Some tasks are straightforward, like replacing filters, testing alarms, or doing a basic visual inspection. Others need experienced eyes and proper repairs. Roofing, electrical work, hidden water damage, structural issues, and many exterior repairs are not areas where shortcuts pay off.
For landlords, the real question is not just can you do it yourself. It is whether you can do it safely, correctly, and on time. If a small issue sits unresolved because your schedule is packed, it is no longer saving money. It is becoming deferred maintenance.

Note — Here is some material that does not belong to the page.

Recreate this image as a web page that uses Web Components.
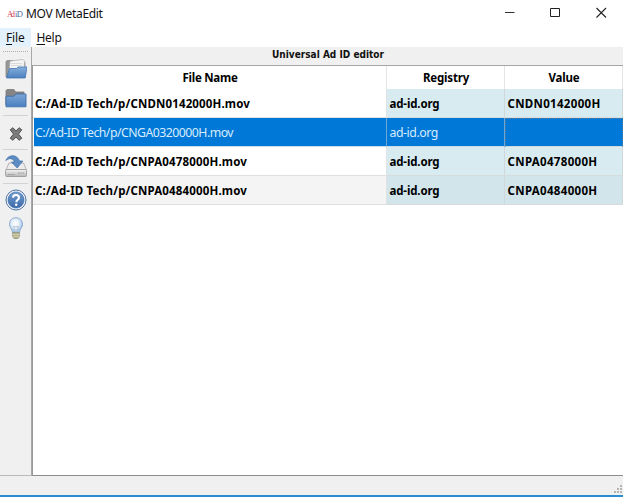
<!DOCTYPE html>
<html lang="en">
<head>
<meta charset="utf-8">
<title>MOV MetaEdit</title>
<style>
html,body{margin:0;height:100%;overflow:hidden;background:#fff}
</style>
</head>
<body>
<meta-window></meta-window>
<script>
const define = (name, html, init) => {
  const t = document.createElement('template');
  t.innerHTML = html;
  customElements.define(name, class extends HTMLElement {
    connectedCallback() {
      if (this.shadowRoot) return;
      this.attachShadow({mode: 'open'}).append(t.content.cloneNode(true));
      if (init) init(this, this.shadowRoot);
    }
  });
};

/* Text label whose tracking is adjusted so that it spans `w` pixels. */
define('ui-label', `<style>
:host{display:inline-block;white-space:pre}
span{display:inline-block}
</style><span><slot></slot></span>`, (el, root) => {
  const w = +el.getAttribute('w');
  const s = root.querySelector('span');
  const n = el.textContent.length;
  const cur = s.getBoundingClientRect().width;
  s.style.letterSpacing = ((w - cur) / n).toFixed(3) + 'px';
});

define('title-bar', `<style>
:host{display:flex;align-items:center;height:28px;background:#fff;font-size:12px;color:#111}
.logo{width:17px;height:12px;margin:0 2px 0 7px}
ui-label{line-height:16px;margin-top:-1px}
.buttons{margin-left:auto;display:flex;gap:0}
.buttons svg{display:block;width:46px;height:28px}
</style>
<svg class="logo" viewBox="0 0 17 12"><g font-family="Liberation Serif,serif" font-size="8.5"><text x="0" y="9" fill="#d64a5c" textLength="8">Ad</text><text x="8" y="9" fill="#4a6fa0" textLength="8">iD</text></g></svg>
<ui-label w="76.500">MOV MetaEdit</ui-label>
<div class="buttons">
<svg viewBox="0 0 46 28"><path d="M20 12.500h9.500" stroke="#333"/></svg>
<svg viewBox="0 0 46 28"><path d="M19.500 8.500h9v8h-9z" fill="none" stroke="#222"/></svg>
<svg viewBox="0 0 46 28"><path d="M19.500 8l9.500 9.500M29 8l-9.500 9.500" fill="none" stroke="#222" stroke-width="1.100"/></svg>
</div>`);

define('menu-bar', `<style>
:host{display:flex;height:19px;background:#fff;font-size:12px;line-height:20px;color:#111}
div{box-sizing:border-box;padding-left:6px}
div:first-of-type{background:#e3f1fd;width:30.500px}
u{text-underline-offset:1.500px;text-decoration-thickness:1px}
</style><div><ui-label w="18.500"><u>F</u>ile</ui-label></div><div><ui-label w="25"><u>H</u>elp</ui-label></div>`);

const icons = {
  open: `<defs><linearGradient id="a" x2="0" y2="1"><stop stop-color="#86afdd"/><stop offset="1" stop-color="#4b80be"/></linearGradient></defs>
<path d="M1 19V3.500l1-1h6l1 2h11V19z" fill="#969696" stroke="#858585" stroke-width=".8"/><path d="M4 14l1-11 13-1.500 1.500 1.500-.5 11z" fill="#f4f4f4" stroke="#aaa" stroke-width=".7"/><path d="M6 5.500h11M6 7.500h11" stroke="#d0d0d0" stroke-width=".7"/>
<path d="M1.500 20l3-9.500h7l1.500-1.500h9l-1.800 11z" fill="url(#a)" stroke="#4576b2" stroke-width=".8"/>`,
  folder: `<defs><linearGradient id="a" x2="0" y2="1"><stop stop-color="#7ba5d6"/><stop offset="1" stop-color="#4a80c0"/></linearGradient></defs>
<path d="M1 17V2.500l1-1h7l1.500 2.500H19v5H1z" fill="#858585" stroke="#777" stroke-width=".8"/><path d="M1 18.800V8.200h8L11 6h10v12.800z" fill="url(#a)" stroke="#4070ac" stroke-width=".9"/>`,
  remove: `<path d="M5.200 6.800l2.700-2.100L11 8l3.100-3.300 2.700 2.100L13.500 11l3.300 4.200-2.700 2.100L11 14l-3.100 3.300-2.700-2.100L8.500 11z" fill="#7b7b7b" stroke="#555" stroke-width="1"/>`,
  save: `<defs><linearGradient id="a" x2="0" y2="1"><stop stop-color="#f6f6f6"/><stop offset="1" stop-color="#b4b4b4"/></linearGradient></defs>
<path d="M1 15l3-7h14.500l3 7z" fill="#ededed" stroke="#a5a5a5" stroke-width=".8"/><rect x=".6" y="14.500" width="21" height="7" rx="1" fill="url(#a)" stroke="#939393" stroke-width=".8"/><path d="M3 19.500h7M13 18h6" stroke="#8d8d8d" stroke-width=".9" stroke-dasharray="1 .7"/>
<path d="M.8 5.500C3-.5 12-1.500 14.500 6h3.300l-5.600 7-5.800-6h3C8.300 3.200 4.500 2.600.8 5.500z" fill="#5d8cc4" stroke="#3f70ab" stroke-width=".7"/>`,
  help: `<defs><linearGradient id="a" x2="0" y2="1"><stop stop-color="#769fcf"/><stop offset="1" stop-color="#3a69a8"/></linearGradient></defs>
<circle cx="11" cy="11" r="10" fill="#f7f9fc" stroke="#4e74a5" stroke-width="1"/><circle cx="11" cy="11" r="8.100" fill="url(#a)" stroke="#3a69a8" stroke-width=".6"/>
<path d="M8 8.600c.2-3.500 6-3.300 6 .1 0 2.100-2.700 2.200-2.700 4.600" fill="none" stroke="#fff" stroke-width="2"/><circle cx="11.200" cy="15.800" r="1.250" fill="#fff"/>`,
  bulb: `<defs><radialGradient id="a" cx=".45" cy=".4"><stop stop-color="#fff"/><stop offset=".6" stop-color="#e4eef8"/><stop offset="1" stop-color="#a9c7e7"/></radialGradient></defs>
<path d="M7.500 15.500c0-3-3-4.500-3-8.300C4.500 3 7.400.7 11 .7s6.500 2.300 6.500 6.500c0 3.800-3 5.300-3 8.300z" fill="url(#a)" stroke="#88a8cc" stroke-width=".9"/><path d="M9.500 15l-.8-6 1.400 1.200L11 9l1 1.200L13.300 9l-.8 6" fill="none" stroke="#a9b8c8" stroke-width=".7"/><path d="M7.500 15.500h7v4L12.500 22h-3l-2-2.500z" fill="#b1af88" stroke="#8f9086" stroke-width=".7"/><path d="M7.500 17.300h7M7.800 19.300h6.500" stroke="#deddb8" stroke-width=".8"/>`
};
define('tool-icon', `<style>:host{display:block;width:22px;height:22px}svg{display:block;width:22px;height:22px}</style><div></div>`,
  (el, root) => { root.querySelector('div').innerHTML = `<svg viewBox="0 0 22 22">${icons[el.getAttribute('name')]}</svg>`; });

define('tool-bar', `<style>
:host{display:flex;flex-direction:column;box-sizing:border-box;width:32px;background:#f0f0f0;border-right:1px solid #a8a8a8;border-bottom:1px solid #b9b9b9;padding:4px 3px 0}
.grip{height:1px;margin-bottom:6px;background:repeating-linear-gradient(90deg,#b0b0b0 0 1px,#eee 1px 2px)}
hr{width:25px;height:1px;border:0;margin:0;background:#d2d2d2}
tool-icon{margin-left:2px;flex:none}
</style>
<div class="grip"></div>
<tool-icon name="open"></tool-icon>
<tool-icon name="folder" style="margin-top:8px"></tool-icon>
<hr style="margin-top:5px">
<tool-icon name="remove" style="margin-top:7px"></tool-icon>
<hr style="margin-top:4px">
<tool-icon name="save" style="margin-top:5px"></tool-icon>
<hr style="margin-top:6px">
<tool-icon name="help" style="margin-top:5px"></tool-icon>
<tool-icon name="bulb" style="margin-top:6px"></tool-icon>`);

define('file-row', `<style>
:host{display:grid;grid-template-columns:354px 118px 118px;height:29px;box-sizing:border-box;font-weight:700;font-size:11.500px;line-height:29px;color:#000}
div{box-sizing:border-box;height:29px;overflow:hidden;padding-left:2.500px;border-right:1px solid #cfd9dc;border-bottom:1px solid #d6dcde;background:#d7ebf1}
div:first-of-type{background:#fff;padding-left:2px;border-right-color:#dfe3e5;border-bottom-color:#e0e0e0}
:host([alt]) div{background:#d1e5eb}
:host([alt]) div:first-of-type{background:#f4f4f4}
:host([selected]){font-weight:400;font-size:12.300px;color:#d9ecfc}
:host([selected]) div{background:#0078d7;border-right-color:#6ea7d4;border-bottom-color:#c8dceb}
:host([selected]) div:first-of-type{background:#0078d7;border-left:1px solid #fff;padding-left:1px}
:host([selected]) div:last-of-type{border:1px dotted #5c7f9b;border-bottom:1px solid #d6d9da;padding:0}
</style><div class="f"></div><div class="r"></div><div class="v"></div>`, (el, root) => {
  for (const k of ['f', 'r', 'v']) {
    const text = el.getAttribute(k);
    if (!text) continue;
    const l = document.createElement('ui-label');
    l.setAttribute('w', el.getAttribute(k + 'w'));
    l.textContent = text;
    root.querySelector('.' + k).append(l);
  }
});

define('file-table', `<style>
:host{display:block;flex:1;box-sizing:border-box;background:#fff;border:1px solid #999;border-top-color:#a5a5a5;border-right:0;border-bottom-color:#8d8d8d;overflow:hidden}
.head{display:grid;grid-template-columns:354px 118px 118px;height:23px;font-size:11.500px;font-weight:700;line-height:24px;text-align:center;color:#000}
.head div{border-right:1px solid #e4e4e4;padding-left:1px;height:23px}
</style>
<div class="head"><div><ui-label w="55">File Name</ui-label></div><div><ui-label w="46">Registry</ui-label></div><div><ui-label w="31">Value</ui-label></div></div>
<file-row f="C:/Ad-ID Tech/p/CNDN0142000H.mov" fw="215" r="ad-id.org" rw="50" v="CNDN0142000H" vw="93"></file-row>
<file-row selected f="C:/Ad-ID Tech/p/CNGA0320000H.mov" fw="198" r="ad-id.org" rw="48.500"></file-row>
<file-row f="C:/Ad-ID Tech/p/CNPA0478000H.mov" fw="212" r="ad-id.org" rw="50" v="CNPA0478000H" vw="90"></file-row>
<file-row alt f="C:/Ad-ID Tech/p/CNPA0484000H.mov" fw="212" r="ad-id.org" rw="50" v="CNPA0484000H" vw="90"></file-row>`);

define('editor-pane', `<style>
:host{display:flex;flex-direction:column;flex:1;min-width:0;background:#f0f0f0}
header{height:18px;padding-left:1px;text-align:center;font:700 10px/16px "DejaVu Sans Condensed","DejaVu Sans",sans-serif;color:#111}
</style><header><ui-label w="112">Universal Ad ID editor</ui-label></header><file-table></file-table>`);

define('status-bar', `<style>
:host{display:flex;justify-content:flex-end;align-items:flex-end;box-sizing:border-box;height:21px;background:#f0f0f0;border-bottom:2px solid #2a8dcf}
svg{display:block;width:10px;height:10px}
</style><svg viewBox="0 0 10 10"><path d="M7 0h2v2H7zM4 3h2v2H4zM7 3h2v2H7zM1 6h2v2H1zM4 6h2v2H4zM7 6h2v2H7z" fill="#b5b5b5"/></svg>`);

define('meta-window', `<style>
:host{display:flex;flex-direction:column;width:623px;height:497px;overflow:hidden;background:#fff;font-family:"Noto Sans","Open Sans",sans-serif}
main{display:flex;flex:1;min-height:0}
</style><title-bar></title-bar><menu-bar></menu-bar><main><tool-bar></tool-bar><editor-pane></editor-pane></main><status-bar></status-bar>`);
</script>
</body>
</html>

Working with a dependable local contractor can make the checklist more useful because you have someone who can step in when the inspection turns up real work. That is especially helpful for owners managing rentals from a distance or property managers juggling multiple homes at once. Salida Home Services often supports that kind of practical, ongoing maintenance work, where clear communication and follow-through matter just as much as the repair itself.
The best checklist is not the longest one. It is the one that fits your property, your schedule, and your standards. A mountain-area rental may need closer attention to snow, drainage, exterior wear, and seasonal access. A newer property may need fewer major repairs but still benefit from regular checks on caulk, filters, safety devices, and drainage.
Keep the process simple, repeatable, and documented. If you stay ahead of moisture, safety concerns, and seasonal wear, you are already covering the issues that tend to become the biggest and most expensive. A well-maintained rental is easier to manage, lease, and trust over the long haul.
A good property does not stay that way by accident. It stays that way because someone is paying attention before the small stuff turns into a bigger job.